Por el momento, el único premio son los tres años de cárcel que pidió el fiscal, aunque el tribunal se las apañó para resucitar una normativa de 1969, aprobada por Pablo VI, y reducir la pena a la mitad: un año y medio de prisión, que podrá redimir en arresto domiciliario, y el pago de las costas, cuyo importe no ha trascendido.
No obstante, a nadie le cabe duda de que la última palabra la tiene el Papa. Una vez concluido el proceso, Benedicto XVI tiene la potestad de perdonar a su otrora fiel Paoletto. Aquel ayudante de cámara pulcro y cumplidor, tal vez no demasiado espabilado pero sí muy rezador, el mismo que durante seis largos años lo despertaba a las 6.30, le ayudaba a vestirse y a decir misa, le servía el desayuno, el almuerzo, la cena y, en torno a las nueve de la noche, lo ayudaba a desvestirse para irse a la cama.

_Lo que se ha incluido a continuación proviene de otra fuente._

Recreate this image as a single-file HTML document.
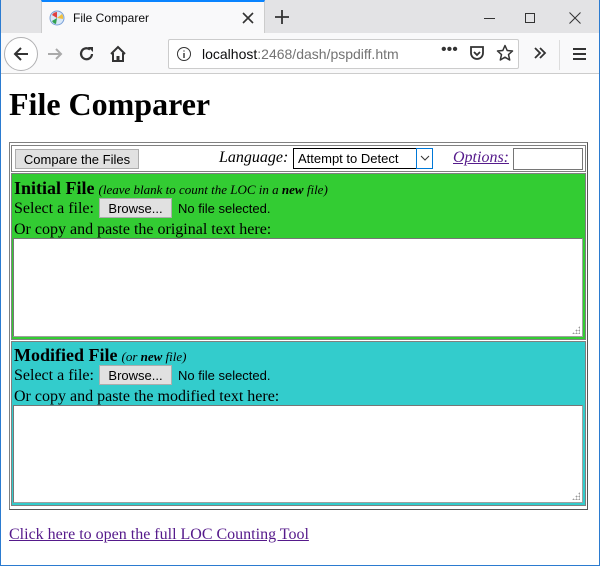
<!DOCTYPE html>
<html><head><meta charset="utf-8"><style>
*{box-sizing:border-box;margin:0;padding:0}
body{width:600px;height:566px;position:relative;overflow:hidden;background:#fff;font-family:"Liberation Serif",serif}
.a{position:absolute}
.ui{font-family:"Liberation Sans",sans-serif}
.btn{position:absolute;background:#e1e1e1;border:1px solid #adadad;font:13px "Liberation Sans",sans-serif;color:#000;text-align:center;line-height:19px}
.ta{position:absolute;background:#fff;border:1px solid #767676;border-right-color:#a0a0a0;border-bottom-color:#a0a0a0}
.grip{position:absolute;right:2px;bottom:2px;width:8px;height:8px;background:radial-gradient(circle,#999 0.8px,transparent 1px) 0 0/3px 3px;clip-path:polygon(100% 0,100% 100%,0 100%)}
</style></head><body>
<div class="a" style="left:0;top:0;width:600px;height:566px;border:1px solid #2b7bd0;border-top:none"></div>
<div class="a" style="left:1px;top:0;width:598px;height:33px;background:#e3e3e5"></div>
<div class="a" style="left:41px;top:0;width:224px;height:34px;background:#f9f9fa;border-top:2px solid #0a84ff;border-left:1px solid #ccc;border-right:1px solid #ccc"></div>
<svg class="a" style="left:49px;top:10px" width="16" height="16" viewBox="0 0 16 16"><circle cx="8" cy="8" r="7" fill="#d8e8f8" stroke="#7aa0d8"/><path d="M8 8L3 5A6 6 0 0 1 8 2Z" fill="#e04040"/><path d="M8 8L3 11A6 6 0 0 0 7 14Z" fill="#30a050"/><path d="M8 8L13 4A6 6 0 0 1 14 9Z" fill="#f0c040"/></svg>
<div class="a ui" style="left:73px;top:11px;font-size:12px;color:#0c0c0d">File Comparer</div>
<svg class="a" style="left:242px;top:12px" width="12" height="12" viewBox="0 0 12 12"><path d="M1 1L11 11M11 1L1 11" stroke="#333" stroke-width="1.6"/></svg>
<svg class="a" style="left:275px;top:10px" width="14" height="14" viewBox="0 0 14 14"><path d="M7 0V14M0 7H14" stroke="#333" stroke-width="1.8"/></svg>
<div class="a" style="left:484px;top:18px;width:11px;height:1px;background:#333"></div>
<div class="a" style="left:525px;top:13px;width:10px;height:10px;border:1px solid #333"></div>
<svg class="a" style="left:569px;top:12px" width="12" height="12" viewBox="0 0 12 12"><path d="M0.5 0.5L11.5 11.5M11.5 0.5L0.5 11.5" stroke="#333" stroke-width="1"/></svg>
<div class="a" style="left:1px;top:33px;width:598px;height:41px;background:#f9f9fa;border-bottom:1px solid #ccc"></div>
<div class="a" style="left:4px;top:37px;width:34px;height:34px;border:1px solid #b1b1b3;border-radius:50%;background:#fff"></div>
<svg class="a" style="left:12px;top:45px" width="18" height="18" viewBox="0 0 18 18"><path d="M16 9H3M9 3L3 9L9 15" stroke="#333" stroke-width="2" fill="none"/></svg>
<svg class="a" style="left:46px;top:46px" width="18" height="16" viewBox="0 0 18 16"><path d="M2 8H15M10 3L15 8L10 13" stroke="#aaa" stroke-width="2" fill="none"/></svg>
<svg class="a" style="left:78px;top:45px" width="18" height="18" viewBox="0 0 18 18"><path d="M14 9A5.5 5.5 0 1 1 12 4.5" stroke="#333" stroke-width="2.2" fill="none"/><path d="M10 2H15V7Z" fill="#333"/></svg>
<svg class="a" style="left:109px;top:45px" width="18" height="18" viewBox="0 0 18 18"><path d="M2 9L9 2L16 9M4 8V16H14V8" stroke="#333" stroke-width="2" fill="none"/><rect x="7.5" y="11" width="3" height="5" fill="#333"/></svg>
<div class="a" style="left:168px;top:39px;width:351px;height:30px;background:#fff;border:1px solid #ccc;border-radius:2px"></div>
<svg class="a" style="left:176px;top:46px" width="16" height="16" viewBox="0 0 16 16"><circle cx="8" cy="8" r="6.5" stroke="#333" fill="none"/><path d="M8 7V12M8 4.5V5.5" stroke="#333" stroke-width="1.4"/></svg>
<div class="a ui" style="left:202px;top:46px;font-size:14px;color:#0c0c0d">localhost<span style="color:#737373">:2468/dash/pspdiff.htm</span></div>
<div class="a ui" style="left:441px;top:41px;font-size:16px;color:#333">•••</div>
<svg class="a" style="left:469px;top:45px" width="16" height="17" viewBox="0 0 16 17"><path d="M2 2H14V8A6 6 0 0 1 2 8Z" stroke="#333" stroke-width="1.8" fill="none"/><path d="M5 7L8 10L11 7" stroke="#333" stroke-width="1.8" fill="none"/></svg>
<svg class="a" style="left:496px;top:44px" width="18" height="18" viewBox="0 0 18 18"><path d="M9 1.5L11.2 6.5L16.5 7L12.5 10.6L13.7 16L9 13.2L4.3 16L5.5 10.6L1.5 7L6.8 6.5Z" stroke="#333" stroke-width="1.5" fill="none" stroke-linejoin="round"/></svg>
<svg class="a" style="left:533px;top:47px" width="14" height="12" viewBox="0 0 14 12"><path d="M2 1L7 6L2 11M7 1L12 6L7 11" stroke="#333" stroke-width="1.8" fill="none"/></svg>
<div class="a" style="left:559px;top:40px;width:1px;height:30px;background:#ddd"></div>
<div class="a" style="left:573px;top:48px;width:13px;height:2px;background:#333;box-shadow:0 5px 0 #333,0 10px 0 #333"></div>
<div class="a" style="left:9px;top:85px;font-size:32px;font-weight:bold;line-height:38px">File Comparer</div>
<div class="a" style="left:9px;top:142px;width:579px;height:368px;border:1px solid #808080;border-right-color:#555;border-bottom-color:#555"></div>
<div class="a" style="left:11px;top:145px;width:575px;height:27px;border:1px solid #808080"></div>
<div class="btn" style="left:15px;top:149px;width:124px;height:20px">Compare the Files</div>
<div class="a" style="left:219px;top:149px;font-size:16px;font-style:italic">Language:</div>
<div class="a ui" style="left:293px;top:148px;width:140px;height:21px;border:1px solid #000;border-right:none;background:#fff;font-size:13px;padding:2px 0 0 4px">Attempt to Detect</div>
<div class="a" style="left:416px;top:148px;width:17px;height:21px;border:1px solid #0078d7;background:#fff"></div>
<svg class="a" style="left:420px;top:155px" width="10" height="7" viewBox="0 0 10 7"><path d="M1 1L5 5L9 1" stroke="#333" fill="none"/></svg>
<div class="a" style="left:453px;top:149px;font-size:16px;font-style:italic;color:#551a8b;text-decoration:underline">Options:</div>
<div class="a" style="left:513px;top:148px;width:70px;height:22px;border:1px solid #767676;background:#fff"></div>
<div class="a" style="left:11px;top:173px;width:575px;height:167px;background:#33cc33;border:1px solid #808080"></div>
<div class="a" style="left:14px;top:178px;font-size:16px;line-height:20px"><b style="font-size:18px">Initial File</b> <i style="font-size:13px">(leave blank to count the LOC in a <b>new</b> file)</i></div>
<div class="a" style="left:14px;top:200px;font-size:16px">Select a file:</div>
<div class="btn" style="left:99px;top:198px;width:73px;height:20px">Browse...</div>
<div class="a ui" style="left:178px;top:201px;font-size:13px">No file selected.</div>
<div class="a" style="left:14px;top:221px;font-size:16px">Or copy and paste the original text here:</div>
<div class="ta" style="left:13px;top:238px;width:570px;height:99px"><div class="grip"></div></div>
<div class="a" style="left:11px;top:341px;width:575px;height:165px;background:#33cccc;border:1px solid #808080"></div>
<div class="a" style="left:14px;top:345px;font-size:16px;line-height:20px"><b style="font-size:18px">Modified File</b> <i style="font-size:13px">(or <b>new</b> file)</i></div>
<div class="a" style="left:14px;top:367px;font-size:16px">Select a file:</div>
<div class="btn" style="left:99px;top:365px;width:73px;height:20px">Browse...</div>
<div class="a ui" style="left:178px;top:368px;font-size:13px">No file selected.</div>
<div class="a" style="left:14px;top:388px;font-size:16px">Or copy and paste the modified text here:</div>
<div class="ta" style="left:13px;top:405px;width:570px;height:98px"><div class="grip"></div></div>
<div class="a" style="left:9px;top:526px;font-size:16px;color:#551a8b;text-decoration:underline">Click here to open the full LOC Counting Tool</div>
</body></html>
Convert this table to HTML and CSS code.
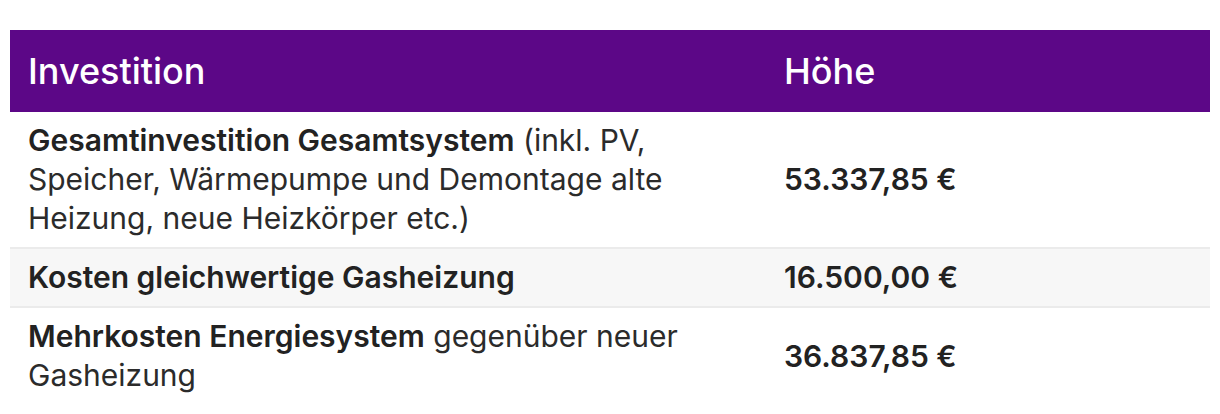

Bien es verdad que, a hurtadillas, fotocopió lo que no debía y lo entregó a manos pecadoras. Pero tampoco es mentira que cuando ha tenido que callar ha callado. Sus cómplices, sus inspiradores, tal vez sus jefes en la trama, permanecen ocultos. Se les ha visto pasar por el juicio como sombras chinescas, bastaba apuntarles con la luz de una pregunta para que se desvanecieran. En nombre de Su Santidad Benedicto XVI, gloriosamente reinante, y una vez invocada la Santísima Trinidad, el único culpable —aunque no tanto— es Paolo Gabriele, el mayordomo del Papa.